Data shown |
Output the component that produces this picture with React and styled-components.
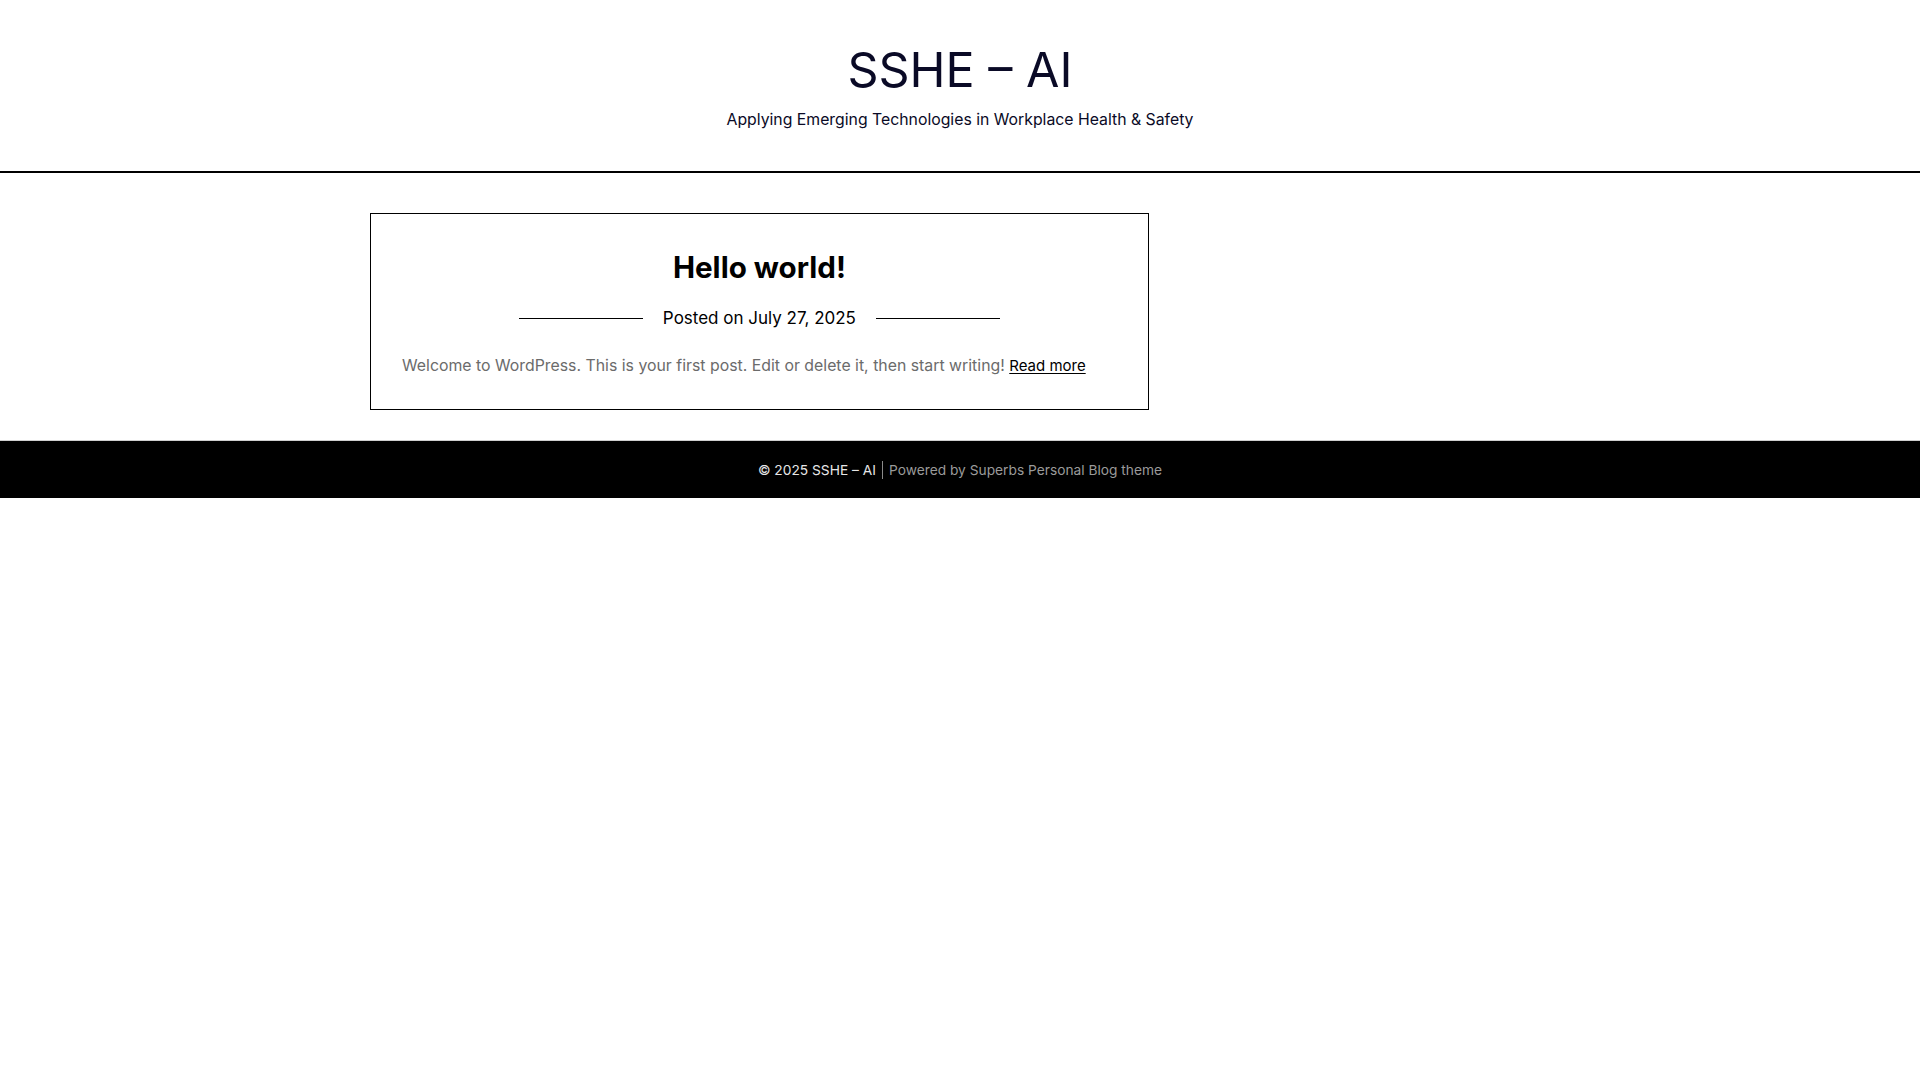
import React from "react";
import styled, { createGlobalStyle } from "styled-components";

const Global = createGlobalStyle`
  html, body { margin: 0; padding: 0; background: #fff; }
  body { font-family: Inter, "Noto Sans", Arial, sans-serif; color: #000; }
  * { box-sizing: border-box; }
`;

const Header = styled.header`
  padding: 40px 20px 39px;
  text-align: center;
  border-bottom: 2px solid #000;
`;

const SiteTitle = styled.h1`
  margin: 0;
  font-size: 48.4px;
  line-height: 60px;
  font-weight: 400;
  color: #0a0a26;
`;

const Tagline = styled.p`
  margin: 8px 0 0;
  font-size: 15.8px;
  line-height: 24px;
  color: #0a0a26;
`;

const Main = styled.main`
  width: 1180px;
  margin: 0 auto;
  padding: 40px 0 30px;
  display: grid;
  grid-template-columns: 66% 1fr;
`;

const Card = styled.article`
  border: 1px solid #000;
  padding: 34px 31px 31px;
`;

const PostTitle = styled.h2`
  margin: 0;
  text-align: center;
  font-size: 29.6px;
  line-height: 39px;
  font-weight: 700;
  color: #000;
`;

const Meta = styled.div`
  margin-top: 19px;
  display: flex;
  justify-content: center;
  align-items: center;
  gap: 20px;
  font-size: 17px;
  line-height: 24px;
  color: #000;
`;

const Rule = styled.span`
  width: 124px;
  height: 1px;
  background: #000;
`;

const Excerpt = styled.p`
  margin: 24px 0 0;
  font-size: 15.85px;
  line-height: 24px;
  color: #6b6b6b;
`;

const ReadMore = styled.a`
  color: #000;
  font-size: 15px;
  text-decoration: underline;
  text-underline-offset: 2px;
`;

const Footer = styled.footer`
  background: #000;
  border-top: 1px solid #cfcfcf;
  height: 58px;
  display: flex;
  justify-content: center;
  align-items: center;
  font-size: 13.75px;
`;

const Copy = styled.span`
  color: #e6e6e6;
`;

const Sep = styled.span`
  display: inline-block;
  width: 1px;
  height: 18px;
  background: #8a8a8a;
  margin: 0 6px;
`;

const Powered = styled.span`
  color: #9a9a9a;
`;

export default function App() {
  return (
    <>
      <Global />
      <Header>
        <SiteTitle>SSHE – AI</SiteTitle>
        <Tagline>Applying Emerging Technologies in Workplace Health &amp; Safety</Tagline>
      </Header>
      <Main>
        <Card>
          <PostTitle>Hello world!</PostTitle>
          <Meta>
            <Rule />
            <span>Posted on July 27, 2025</span>
            <Rule />
          </Meta>
          <Excerpt>
            Welcome to WordPress. This is your first post. Edit or delete it, then start writing!{" "}
            <ReadMore href="#">Read more</ReadMore>
          </Excerpt>
        </Card>
        <aside />
      </Main>
      <Footer>
        <Copy>© 2025 SSHE – AI</Copy>
        <Sep />
        <Powered>Powered by Superbs Personal Blog theme</Powered>
      </Footer>
    </>
  );
}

Direction | Copy out the data above exactly, except the pictures.

Response for this exercise |
Output the component that produces this picture with React and styled-components.
import React from "react";
import styled, { createGlobalStyle } from "styled-components";

const Global = createGlobalStyle`
  html, body { margin: 0; padding: 0; background: #fff; }
  body { font-family: Inter, "Noto Sans", Arial, sans-serif; color: #000; }
  * { box-sizing: border-box; }
`;

const Header = styled.header`
  padding: 40px 20px 39px;
  text-align: center;
  border-bottom: 2px solid #000;
`;

const SiteTitle = styled.h1`
  margin: 0;
  font-size: 48.4px;
  line-height: 60px;
  font-weight: 400;
  color: #0a0a26;
`;

const Tagline = styled.p`
  margin: 8px 0 0;
  font-size: 15.8px;
  line-height: 24px;
  color: #0a0a26;
`;

const Main = styled.main`
  width: 1180px;
  margin: 0 auto;
  padding: 40px 0 30px;
  display: grid;
  grid-template-columns: 66% 1fr;
`;

const Card = styled.article`
  border: 1px solid #000;
  padding: 34px 31px 31px;
`;

const PostTitle = styled.h2`
  margin: 0;
  text-align: center;
  font-size: 29.6px;
  line-height: 39px;
  font-weight: 700;
  color: #000;
`;

const Meta = styled.div`
  margin-top: 19px;
  display: flex;
  justify-content: center;
  align-items: center;
  gap: 20px;
  font-size: 17px;
  line-height: 24px;
  color: #000;
`;

const Rule = styled.span`
  width: 124px;
  height: 1px;
  background: #000;
`;

const Excerpt = styled.p`
  margin: 24px 0 0;
  font-size: 15.85px;
  line-height: 24px;
  color: #6b6b6b;
`;

const ReadMore = styled.a`
  color: #000;
  font-size: 15px;
  text-decoration: underline;
  text-underline-offset: 2px;
`;

const Footer = styled.footer`
  background: #000;
  border-top: 1px solid #cfcfcf;
  height: 58px;
  display: flex;
  justify-content: center;
  align-items: center;
  font-size: 13.75px;
`;

const Copy = styled.span`
  color: #e6e6e6;
`;

const Sep = styled.span`
  display: inline-block;
  width: 1px;
  height: 18px;
  background: #8a8a8a;
  margin: 0 6px;
`;

const Powered = styled.span`
  color: #9a9a9a;
`;

export default function App() {
  return (
    <>
      <Global />
      <Header>
        <SiteTitle>SSHE – AI</SiteTitle>
        <Tagline>Applying Emerging Technologies in Workplace Health &amp; Safety</Tagline>
      </Header>
      <Main>
        <Card>
          <PostTitle>Hello world!</PostTitle>
          <Meta>
            <Rule />
            <span>Posted on July 27, 2025</span>
            <Rule />
          </Meta>
          <Excerpt>
            Welcome to WordPress. This is your first post. Edit or delete it, then start writing!{" "}
            <ReadMore href="#">Read more</ReadMore>
          </Excerpt>
        </Card>
        <aside />
      </Main>
      <Footer>
        <Copy>© 2025 SSHE – AI</Copy>
        <Sep />
        <Powered>Powered by Superbs Personal Blog theme</Powered>
      </Footer>
    </>
  );
}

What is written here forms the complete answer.